North American Aerospace Defense Command (NORAD) shot down an "unidentified object" over the Canadian territory of Yukon on Saturday, Prime Minister Justin Trudeau said, according to CTV News.
The Prime Minister added he ordered the object to be shot down after it violated Canadian airspace.
"Canadian and US aircraft were scrambled, and a U.S. F-22 successfully fired at the object," Trudeau said in a statement on Twitter.
"I spoke with President Biden this afternoon. Canadian Forces will now recover and analyze the wreckage of the object. Thank you to NORAD for keeping the watch over North America," he added.
Canada’s Defense Minister Anita Anand also confirmed that the object had been shot down, saying on Twitter that she discussed it with US. Defense Secretary Lloyd Austin "and reaffirmed that we'll always defend our sovereignty together."
NORAD confirmed in a statement to CTV News earlier on Saturday that it was monitoring a high-altitude airborne object flying over Northern Canada.
"Military aircraft are currently operating from Alaska and Canada in support of North American Aerospace Defense Command (NORAD) activities. NORAD confirms that we have positively identified a high-altitude airborne object over Northern Canada," NORAD and the US military's Northern Command said in a statement.
"While we cannot discuss specifics related to these activities at this time, please note that NORAD conducts sustained, dispersed operations in the defense of North America through one or all three NORAD regions. NORAD is a United States and Canada bi-national organization charged with the missions of aerospace warning, aerospace control and maritime warning for North America."
Saturday’s incident comes one day after the US military shot down a "high-altitude object" flying over Alaska airspace on the orders of President Biden.

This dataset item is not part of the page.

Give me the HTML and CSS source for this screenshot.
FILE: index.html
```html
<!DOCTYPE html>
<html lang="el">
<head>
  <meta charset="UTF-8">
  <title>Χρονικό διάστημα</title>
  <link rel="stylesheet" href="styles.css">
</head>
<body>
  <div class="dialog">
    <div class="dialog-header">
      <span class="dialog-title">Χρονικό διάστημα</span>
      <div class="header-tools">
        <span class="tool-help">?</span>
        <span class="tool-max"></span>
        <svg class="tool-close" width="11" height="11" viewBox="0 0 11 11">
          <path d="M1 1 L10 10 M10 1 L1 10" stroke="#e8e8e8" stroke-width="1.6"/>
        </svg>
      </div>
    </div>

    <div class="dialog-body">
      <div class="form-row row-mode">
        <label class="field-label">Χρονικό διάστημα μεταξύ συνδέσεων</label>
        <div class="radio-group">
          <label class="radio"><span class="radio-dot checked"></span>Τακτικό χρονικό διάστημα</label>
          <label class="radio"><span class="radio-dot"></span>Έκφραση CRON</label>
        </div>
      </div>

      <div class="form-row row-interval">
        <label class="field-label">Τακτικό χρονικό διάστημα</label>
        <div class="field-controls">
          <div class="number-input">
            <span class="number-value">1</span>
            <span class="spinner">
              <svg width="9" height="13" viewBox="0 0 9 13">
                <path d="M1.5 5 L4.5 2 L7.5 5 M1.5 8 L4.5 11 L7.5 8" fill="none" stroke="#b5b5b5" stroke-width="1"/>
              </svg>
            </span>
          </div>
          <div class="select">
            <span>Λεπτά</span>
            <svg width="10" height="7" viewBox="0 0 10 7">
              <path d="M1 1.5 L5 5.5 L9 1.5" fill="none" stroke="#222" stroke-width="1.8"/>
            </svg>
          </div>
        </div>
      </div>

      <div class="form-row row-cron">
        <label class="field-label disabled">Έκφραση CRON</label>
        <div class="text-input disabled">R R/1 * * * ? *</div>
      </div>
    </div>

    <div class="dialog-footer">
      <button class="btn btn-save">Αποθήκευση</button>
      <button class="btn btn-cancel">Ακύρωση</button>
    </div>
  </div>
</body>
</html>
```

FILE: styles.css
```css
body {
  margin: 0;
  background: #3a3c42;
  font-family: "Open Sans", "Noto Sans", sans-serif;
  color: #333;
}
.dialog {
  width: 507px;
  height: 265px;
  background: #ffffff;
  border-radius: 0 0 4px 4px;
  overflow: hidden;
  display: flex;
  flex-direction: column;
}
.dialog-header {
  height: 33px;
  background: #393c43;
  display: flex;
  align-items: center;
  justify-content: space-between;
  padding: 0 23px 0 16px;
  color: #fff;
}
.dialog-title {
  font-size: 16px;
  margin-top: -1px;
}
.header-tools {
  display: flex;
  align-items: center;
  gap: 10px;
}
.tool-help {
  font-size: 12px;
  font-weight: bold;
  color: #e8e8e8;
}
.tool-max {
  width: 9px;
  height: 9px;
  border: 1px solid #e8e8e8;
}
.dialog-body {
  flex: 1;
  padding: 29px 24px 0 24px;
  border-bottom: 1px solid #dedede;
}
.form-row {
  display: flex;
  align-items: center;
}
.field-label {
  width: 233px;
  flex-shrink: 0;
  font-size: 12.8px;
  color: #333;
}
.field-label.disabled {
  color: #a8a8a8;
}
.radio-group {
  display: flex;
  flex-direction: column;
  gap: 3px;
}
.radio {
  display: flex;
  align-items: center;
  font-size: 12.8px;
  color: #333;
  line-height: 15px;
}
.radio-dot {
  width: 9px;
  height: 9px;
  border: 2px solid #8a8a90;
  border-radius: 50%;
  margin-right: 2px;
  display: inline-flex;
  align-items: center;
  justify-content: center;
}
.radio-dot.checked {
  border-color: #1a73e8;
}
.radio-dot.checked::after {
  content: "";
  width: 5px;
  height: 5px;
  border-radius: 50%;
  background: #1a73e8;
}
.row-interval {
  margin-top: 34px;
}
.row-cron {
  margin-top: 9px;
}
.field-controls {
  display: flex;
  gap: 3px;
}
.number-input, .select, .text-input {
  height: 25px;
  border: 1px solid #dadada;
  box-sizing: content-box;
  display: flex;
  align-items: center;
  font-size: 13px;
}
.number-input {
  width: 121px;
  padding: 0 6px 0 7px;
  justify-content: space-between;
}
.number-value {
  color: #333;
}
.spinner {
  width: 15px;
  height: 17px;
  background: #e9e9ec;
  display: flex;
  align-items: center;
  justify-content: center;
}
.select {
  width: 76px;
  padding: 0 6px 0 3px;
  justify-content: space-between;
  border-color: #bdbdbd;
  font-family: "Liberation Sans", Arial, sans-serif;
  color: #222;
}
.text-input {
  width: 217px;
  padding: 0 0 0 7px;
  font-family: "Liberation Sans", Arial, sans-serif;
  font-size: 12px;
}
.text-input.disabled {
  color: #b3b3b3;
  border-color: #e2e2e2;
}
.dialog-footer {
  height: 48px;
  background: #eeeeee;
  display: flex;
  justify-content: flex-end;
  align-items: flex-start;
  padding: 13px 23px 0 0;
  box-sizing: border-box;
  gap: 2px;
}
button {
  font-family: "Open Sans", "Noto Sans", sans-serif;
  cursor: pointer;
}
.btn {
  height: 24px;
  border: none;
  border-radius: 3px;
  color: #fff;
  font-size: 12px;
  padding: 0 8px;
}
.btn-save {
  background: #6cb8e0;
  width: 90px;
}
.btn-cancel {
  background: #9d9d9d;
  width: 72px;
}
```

National Security Council official John Kirby said that the Department of Defense had been tracking the object for 24 hours before shooting it down.
While the incident comes a week after the US downed a suspected Chinese spy balloon off the coast of the Carolinas, Kirby said the US is not referring to Friday’s object as a balloon and has yet to attribute to China or any other entity.
China said last week it is “strongly discontented” with the US downing of its surveillance balloon, adding it reserves the right for any necessary reaction to the incident.
Biden, however, said relations between Washington and Beijing were not weakened by the downing of the balloon.
Speaking to reporters outside the White House, Biden said it was always his view that the balloon needed to be shot down "as soon as it was appropriate."
Asked if the balloon incident weakens US-China relations, Biden replied, "No. We made it clear to China what we're going to do. They understand our position. We're not going to back off."